TORONTO (Reuters) - Athletic apparel maker Lululemon Athletica Inc (LULU.O) on Thursday said it would close most of its money-losing Ivivva girls stores and boost investment in its online business as it reported quarterly profit that beat analysts’ forecasts.
The company’s shares surged over 15 percent in after-market trading as Chief Executive Laurent Potdevin said results exceeded the company’s initial expectations after stronger-than-expected sales of new products and fabrics.
Lululemon said it would close nearly all of its 55 Ivivva stores, but continue to sell the brand online. Altogether, Lululemon had 411 outlets at the end of the first quarter.
The shift is part of a broader strategy to boost online sales at Lululemon, which like most traditional retailers is looking to the internet to offset business declines at its physical stores.
“We’ve doubled down on our digital strategy,” Potdevin said on an analyst call, adding that he believed online sales had the potential to reach more than a billion dollars.
The company forecast full-year net revenue of $2.53 billion to $2.58 billion, below its previous guidance of $2.55 billion to $2.6 billion.
The leaner Ivivva will bring in annual revenue of “a little less than half” of what it posted last year, Chief Financial Officer Stuart Haselden said on the call. He said he expected the restructured business to post a “modest” operating profit.
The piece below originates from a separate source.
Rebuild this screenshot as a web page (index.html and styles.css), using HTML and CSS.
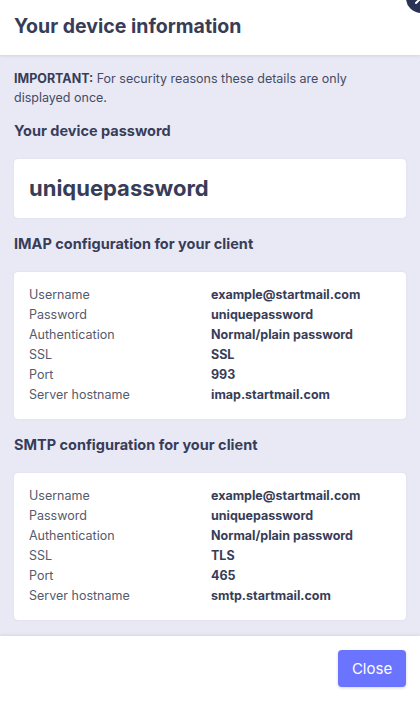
FILE: index.html
```html
<!DOCTYPE html>
<html lang="en">
    <head>
        <meta charset="UTF-8" />
        <meta name="viewport" content="width=device-width, initial-scale=1.0" />
        <title>Your device information</title>
        <link rel="stylesheet" href="styles.css">
    </head>
    <body>
        <div class="modal">
            <button class="dismiss" aria-label="Dismiss">
                <svg width="30" height="30" viewBox="0 0 30 30">
                    <path d="M10 10 L20 20 M20 10 L10 20" stroke="#fff" stroke-width="2" stroke-linecap="round" fill="none" />
                </svg>
            </button>

            <div class="modal-header">
                <h1>Your device information</h1>
            </div>

            <div class="modal-body">
                <p class="notice"><strong>IMPORTANT:</strong> For security reasons these details are only displayed once.</p>

                <h2>Your device password</h2>
                <div class="card password">uniquepassword</div>

                <h2>IMAP configuration for your client</h2>
                <div class="card">
                    <dl class="config">
                        <dt>Username</dt><dd>example@startmail.com</dd>
                        <dt>Password</dt><dd>uniquepassword</dd>
                        <dt>Authentication</dt><dd>Normal/plain password</dd>
                        <dt>SSL</dt><dd>SSL</dd>
                        <dt>Port</dt><dd>993</dd>
                        <dt>Server hostname</dt><dd>imap.startmail.com</dd>
                    </dl>
                </div>

                <h2>SMTP configuration for your client</h2>
                <div class="card">
                    <dl class="config">
                        <dt>Username</dt><dd>example@startmail.com</dd>
                        <dt>Password</dt><dd>uniquepassword</dd>
                        <dt>Authentication</dt><dd>Normal/plain password</dd>
                        <dt>SSL</dt><dd>TLS</dd>
                        <dt>Port</dt><dd>465</dd>
                        <dt>Server hostname</dt><dd>smtp.startmail.com</dd>
                    </dl>
                </div>
            </div>

            <div class="modal-footer">
                <button class="btn-primary">Close</button>
            </div>
        </div>
    </body>
</html>
```

FILE: styles.css
```css
html, body {
    margin: 0;
    padding: 0;
    background-color: #fff;
}

body {
    font-family: Inter, "Noto Sans", sans-serif;
    color: #373d58;
}

.modal {
    position: relative;
    width: 420px;
    height: 701px;
    display: flex;
    flex-direction: column;
    overflow: hidden;
}

/* Round dismiss button, mostly cut off by the viewport */
.dismiss {
    position: absolute;
    top: -17px;
    right: -16px;
    width: 30px;
    height: 30px;
    padding: 0;
    border: 0;
    border-radius: 50%;
    background-color: #2a3255;
    z-index: 2;
}

.dismiss svg {
    display: block;
}

.modal-header {
    height: 55px;
    box-sizing: border-box;
    flex-shrink: 0;
    display: flex;
    align-items: center;
    padding: 0 14px 3px;
    background-color: #fff;
    box-shadow: 0 1px 3px rgba(40, 44, 90, 0.12);
    z-index: 1;
}

.modal-header h1 {
    margin: 0;
    font-size: 19.5px;
    font-weight: 700;
}

.modal-body {
    flex-grow: 1;
    min-height: 0;
    overflow: hidden;
    padding: 14px;
    background-color: #e9e9f6;
}

.notice {
    margin: 0 0 14px;
    font-size: 12.5px;
    line-height: 19px;
    color: #464b63;
}

.notice strong {
    font-weight: 700;
    color: #373d58;
}

h2 {
    margin: 0 0 18px;
    font-size: 14.5px;
    font-weight: 700;
    line-height: 20px;
}

.card {
    background-color: #fff;
    border-radius: 4px;
    box-shadow: 0 0 2px rgba(40, 44, 90, 0.1);
    padding: 13px 15px 14px;
    margin-bottom: 16px;
}

.card:last-child {
    margin-bottom: 0;
}

.card.password {
    height: 59px;
    box-sizing: border-box;
    display: flex;
    align-items: center;
    padding: 0 15px 2px;
    font-size: 22px;
    font-weight: 700;
}

.config {
    display: grid;
    grid-template-columns: 182px 1fr;
    margin: 0;
    font-size: 12.5px;
    line-height: 20px;
}

.config dt {
    color: #555a6d;
}

.config dd {
    margin: 0;
    font-weight: 700;
}

.modal-footer {
    height: 65px;
    box-sizing: border-box;
    flex-shrink: 0;
    display: flex;
    align-items: center;
    justify-content: flex-end;
    padding: 0 14px;
    background-color: #fff;
    box-shadow: 0 -1px 3px rgba(40, 44, 90, 0.1);
}

.btn-primary {
    width: 68px;
    height: 37px;
    border: 0;
    border-radius: 4px;
    background-color: #6a74ff;
    color: #fff;
    font-family: inherit;
    font-size: 15px;
    box-shadow: 0 1px 3px rgba(40, 44, 90, 0.2);
}
```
Excluding the impact of restructuring, Lululemon forecast full-year diluted earnings per share of $2.28 to $2.38. That range is 2 cents above the company’s previous forecast.
The Vancouver-based company popularized the “athleisure” market, but sales have faltered in recent years as the company faced operational issues and rivals introduced less-expensive gymwear.
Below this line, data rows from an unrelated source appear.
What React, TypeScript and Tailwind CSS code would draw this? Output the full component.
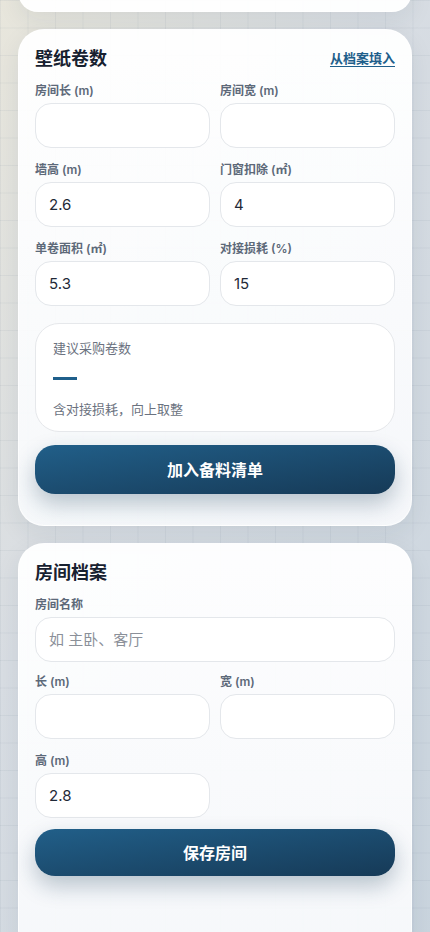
import React from 'react';

const font = { fontFamily: 'Inter, "Noto Sans CJK SC", sans-serif' };

interface FieldProps {
    label: string;
    value?: string;
    placeholder?: string;
}

const Field: React.FC<FieldProps> = ({ label, value, placeholder }) => (
    <div className="flex flex-col">
        <label className="text-[12px] leading-4 font-semibold text-[#5d6979] mb-1">{label}</label>
        <input
            readOnly
            value={value ?? ''}
            placeholder={placeholder}
            className="h-[45px] w-full rounded-2xl border border-[#e4e7eb] bg-white px-[13px] text-[15px] text-[#1f2937] placeholder:text-[#8b9099] outline-none"
        />
    </div>
);

const PrimaryButton: React.FC<{ children: React.ReactNode; className?: string }> = ({ children, className }) => (
    <button className={`w-full rounded-[20px] bg-gradient-to-br from-[#215f89] to-[#163a57] text-white text-[16px] font-bold shadow-[0_10px_22px_rgba(22,58,87,0.28)] ${className ?? ''}`}>
        {children}
    </button>
);

const Card: React.FC<{ children: React.ReactNode; className?: string }> = ({ children, className }) => (
    <section className={`mx-[18px] rounded-[26px] border border-white/70 bg-gradient-to-b from-white/95 to-[#f7f9fb]/95 px-4 pt-[15px] shadow-[0_8px_24px_rgba(30,50,70,0.08)] ${className ?? ''}`}>
        {children}
    </section>
);

export default function App() {
    return (
        <div
            style={font}
            className="min-h-[932px] overflow-hidden [background-image:linear-gradient(rgba(100,116,139,0.08)_1px,transparent_1px),linear-gradient(90deg,rgba(100,116,139,0.08)_1px,transparent_1px),linear-gradient(120deg,#e8e6dc_0%,#d8dde3_40%,#c9d4de_100%)] [background-size:27.5px_27.5px,27.5px_27.5px,100%_100%]"
        >
            {/* bottom of the previous card, scrolled off */}
            <div className="mx-[18px] -mt-[28px] h-[40px] rounded-[26px] border border-white/70 bg-white/95 shadow-[0_8px_24px_rgba(30,50,70,0.08)]" />

            <Card className="mt-[17px] pb-[31px]">
                <div className="flex items-center justify-between mb-[10px]">
                    <h2 className="text-[18px] leading-7 font-bold text-[#172130]">壁纸卷数</h2>
                    <a className="text-[13px] font-bold text-[#1f5f8b] underline underline-offset-[3px]">从档案填入</a>
                </div>

                <div className="grid grid-cols-2 gap-x-[10px] gap-y-[14px]">
                    <Field label="房间长 (m)" />
                    <Field label="房间宽 (m)" />
                    <Field label="墙高 (m)" value="2.6" />
                    <Field label="门窗扣除 (㎡)" value="4" />
                    <Field label="单卷面积 (㎡)" value="5.3" />
                    <Field label="对接损耗 (%)" value="15" />
                </div>

                <div className="mt-[17px] rounded-3xl border border-[#e6e8eb] bg-white px-[17px] pt-[15px] pb-[13px]">
                    <p className="text-[13px] leading-[18px] text-[#6b7280]">建议采购卷数</p>
                    <div className="h-[43px] flex items-center">
                        <div className="w-6 h-[3px] bg-[#1f5f8b]" />
                    </div>
                    <p className="text-[13px] leading-[18px] text-[#6b7280]">含对接损耗，向上取整</p>
                </div>

                <PrimaryButton className="mt-[13px] h-[49px]">加入备料清单</PrimaryButton>
            </Card>

            <Card className="mt-[17px] pb-[80px]">
                <h2 className="text-[18px] leading-7 font-bold text-[#172130] mb-[10px]">房间档案</h2>

                <Field label="房间名称" placeholder="如 主卧、客厅" />

                <div className="grid grid-cols-2 gap-x-[10px] gap-y-[14px] mt-3">
                    <Field label="长 (m)" />
                    <Field label="宽 (m)" />
                    <Field label="高 (m)" value="2.8" />
                </div>

                <PrimaryButton className="mt-[11px] h-[47px]">保存房间</PrimaryButton>
            </Card>
        </div>
    );
}
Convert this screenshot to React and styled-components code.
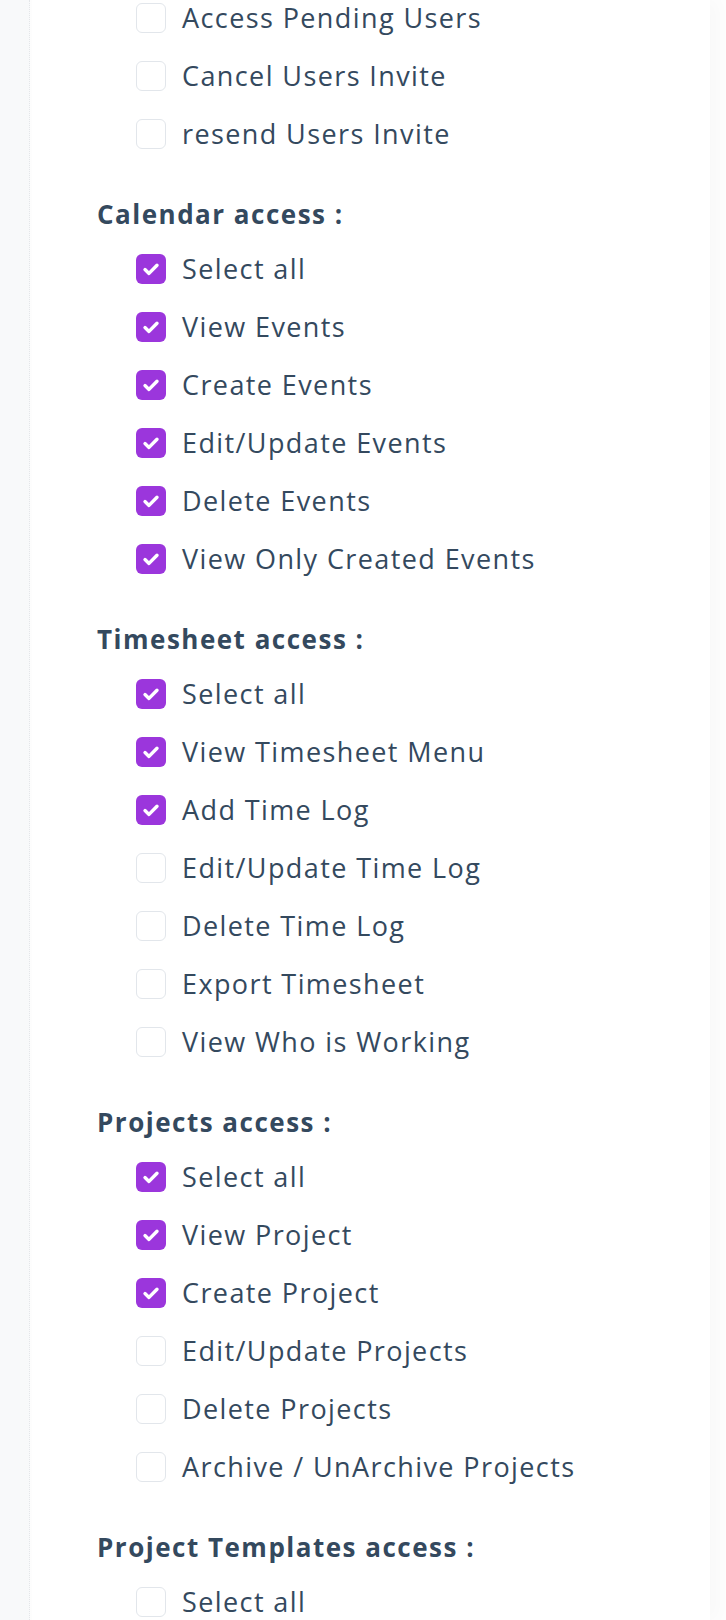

Lululemon’s U.S.-traded shares have fallen about 25 percent so far this year, underperforming the 1 percent gain in the Nasdaq Composite Index.
Investors had low expectations for the first quarter after the company warned in March that sales would be sluggish because customers were not satisfied with the selection available.
It reported adjusted per-share profit of 32 cents in the first quarter ended April 30, beating the 27 cent average forecast of analysts, according to Thomson Reuters I/B/E/S. Revenue rose 5 percent to $520.3 million, beating the average forecast of $514.1 million.
Quarterly comparable sales fell 1 percent, on a constant dollar basis, better than the average forecast for a decline of 1.9 percent, according to Consensus Metrix.